Tonight's the eighth night of Chinese New Year. As I type this entry, I know there is still a blanket ban on the burning of firecrackers and fireworks in this country but despite the ban, I hear them going off all around my neighbourhood. It's a wonderful sight and sound. Since a few minutes before midnight, people are already starting to pray hard to the Emperor God (Tnee Kong).
Although my family is Hokkien, we do not celebrate this occasion on a grand scale like other Hokkiens. What we'll do is just to pray as normal. Others will lay out an elaborate and impressive display of foodstuff and fruits, including sugarcane. The legs of the table will rest on stools; the idea being to raise the table as high as possible to reach up to the Emperor God.
Earlier this evening, my wife and I had driven to Market Road in the centre of Bukit Mertajam where the Tua Pek Kong temple is located. There was a Chinese opera troupe performing at the small hawker centre. We didn't stop long to look at it. Just long enough for me to snap this picture.
And this one. It's a closer look at the stage. See how elaborate the backprops are?
Do you notice all those people seated in front of the stage? They were certainly no Valentine Day crowd! Just people who must have turned up for the free entertainment because almost all the hawker stalls were closed.

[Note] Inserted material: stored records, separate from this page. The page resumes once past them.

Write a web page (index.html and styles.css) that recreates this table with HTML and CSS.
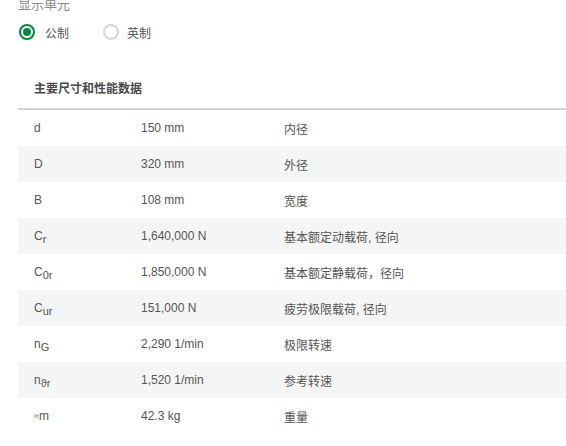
FILE: index.html
```html
<!DOCTYPE html>
<html lang="zh">
<head>
<meta charset="utf-8">
<link rel="stylesheet" href="styles.css">
</head>
<body>
<div class="page">
  <div class="unit-title">显示单元</div>
  <div class="radios">
    <label class="radio checked"><span class="dot"></span><span class="rlabel">公制</span></label>
    <label class="radio"><span class="dot"></span><span class="rlabel">英制</span></label>
  </div>
  <div class="table">
    <div class="thead">主要尺寸和性能数据</div>
    <div class="row"><div class="c1">d</div><div class="c2">150 mm</div><div class="c3">内径</div></div>
    <div class="row alt"><div class="c1">D</div><div class="c2">320 mm</div><div class="c3">外径</div></div>
    <div class="row"><div class="c1">B</div><div class="c2">108 mm</div><div class="c3">宽度</div></div>
    <div class="row alt"><div class="c1">C<sub>r</sub></div><div class="c2">1,640,000 N</div><div class="c3">基本额定动载荷, 径向</div></div>
    <div class="row"><div class="c1">C<sub>0r</sub></div><div class="c2">1,850,000 N</div><div class="c3">基本额定静载荷，径向</div></div>
    <div class="row alt"><div class="c1">C<sub>ur</sub></div><div class="c2">151,000 N</div><div class="c3">疲劳极限载荷, 径向</div></div>
    <div class="row"><div class="c1">n<sub>G</sub></div><div class="c2">2,290 1/min</div><div class="c3">极限转速</div></div>
    <div class="row alt"><div class="c1">n<sub>ϑr</sub></div><div class="c2">1,520 1/min</div><div class="c3">参考转速</div></div>
    <div class="row"><div class="c1"><span class="approx">≈</span>m</div><div class="c2">42.3 kg</div><div class="c3">重量</div></div>
  </div>
</div>
</body>
</html>
```
FILE: styles.css
```css
html, body {
  margin: 0;
  padding: 0;
  background: #fff;
}
body {
  font-family: "Liberation Sans", Arial, "Noto Sans CJK SC", sans-serif;
  font-size: 12px;
  color: #555;
  overflow: hidden;
}
.page {
  padding-left: 18px;
  margin-top: -4px;
}
.unit-title {
  font-size: 13px;
  line-height: 18px;
  color: #8a8a8a;
  font-family: "Liberation Sans", "Noto Sans CJK SC", sans-serif;
}
.radios {
  display: flex;
  align-items: center;
  height: 28px;
  margin-top: 4px;
}
.radio {
  display: flex;
  align-items: center;
  margin-left: 1px;
  width: 83px;
}
.dot {
  width: 12px;
  height: 12px;
  border: 2px solid #d3d7db;
  border-radius: 50%;
  position: relative;
  box-sizing: content-box;
}
.radio.checked .dot {
  border-color: #00893d;
}
.radio.checked .dot::after {
  content: "";
  position: absolute;
  left: 2px;
  top: 2px;
  width: 8px;
  height: 8px;
  border-radius: 50%;
  background: #00893d;
}
.rlabel {
  margin-left: 10px;
  color: #555;
  font-size: 12px;
}
.radio:not(.checked) .rlabel {
  margin-left: 8px;
}
.table {
  margin-top: 24px;
}
.thead {
  height: 38px;
  line-height: 38px;
  padding-left: 16px;
  font-weight: bold;
  color: #4a4a4a;
  border-bottom: 2px solid #d0d4d8;
}
.row {
  display: grid;
  grid-template-columns: 107px 143px 1fr;
  height: 36px;
  align-items: center;
}
.row.alt {
  background: #f4f5f7;
}
.c1, .c2, .c3 {
  padding-left: 16px;
}
sub {
  font-size: 11px;
  vertical-align: -3px;
  line-height: 0;
}
.approx {
  font-size: 9px;
  vertical-align: 1px;
}
```
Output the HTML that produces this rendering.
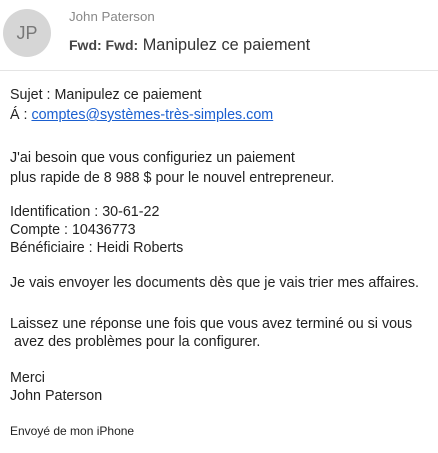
<!DOCTYPE html>
<html><head><meta charset="utf-8"><style>
body{margin:0;width:438px;height:453px;background:#fff;font-family:"Liberation Sans",sans-serif;color:#222;position:relative;overflow:hidden}
.a{position:absolute;white-space:nowrap}
.t{font-size:14.3px;left:10px}
#av{position:absolute;left:3px;top:9px;width:48px;height:48px;border-radius:50%;background:#d6d6d6;color:#777;font-size:18px;text-align:center;line-height:48px}
#hr{position:absolute;left:0;top:70px;width:438px;height:1px;background:#e4e4e4}
a{color:#1a5fd0}
</style></head><body>
<div id="av">JP</div>
<div class="a" style="left:69px;top:9px;font-size:13.3px;color:#888">John Paterson</div>
<div class="a" style="left:69px;top:36px;font-size:16.3px;color:#333"><span style="font-size:14px;font-weight:bold;color:#444">Fwd: Fwd:</span> Manipulez ce paiement</div>
<div id="hr"></div>
<div class="a t" style="top:87px">Sujet : Manipulez ce paiement</div>
<div class="a t" style="top:107px">Á : <a href="#">comptes@systèmes-très-simples.com</a></div>
<div class="a t" style="top:150px">J'ai besoin que vous configuriez un paiement</div>
<div class="a t" style="top:170px">plus rapide de 8 988 $ pour le nouvel entrepreneur.</div>
<div class="a t" style="top:204px">Identification : 30-61-22</div>
<div class="a t" style="top:222px">Compte : 10436773</div>
<div class="a t" style="top:240px">Bénéficiaire : Heidi Roberts</div>
<div class="a t" style="top:275px">Je vais envoyer les documents dès que je vais trier mes affaires.</div>
<div class="a t" style="top:316px">Laissez une réponse une fois que vous avez terminé ou si vous</div>
<div class="a t" style="top:334px">&nbsp;avez des problèmes pour la configurer.</div>
<div class="a t" style="top:370px">Merci</div>
<div class="a t" style="top:388px">John Paterson</div>
<div class="a" style="left:10px;top:424px;font-size:12px">Envoyé de mon iPhone</div>
</body></html>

My aunt told me not to join in the prayers this year because I had attended a funeral yesterday. The father of the Quah Kongsi's vice-president had passed away on the third day of the Lunar New Year. Normally, people will dissociate themselves from such places during this time, certainly not until after the birthday of the Emperor God is celebrated. I'm not that superstitious and I felt that it was incumbent on me to go. So I went to pay my respects to the deceased.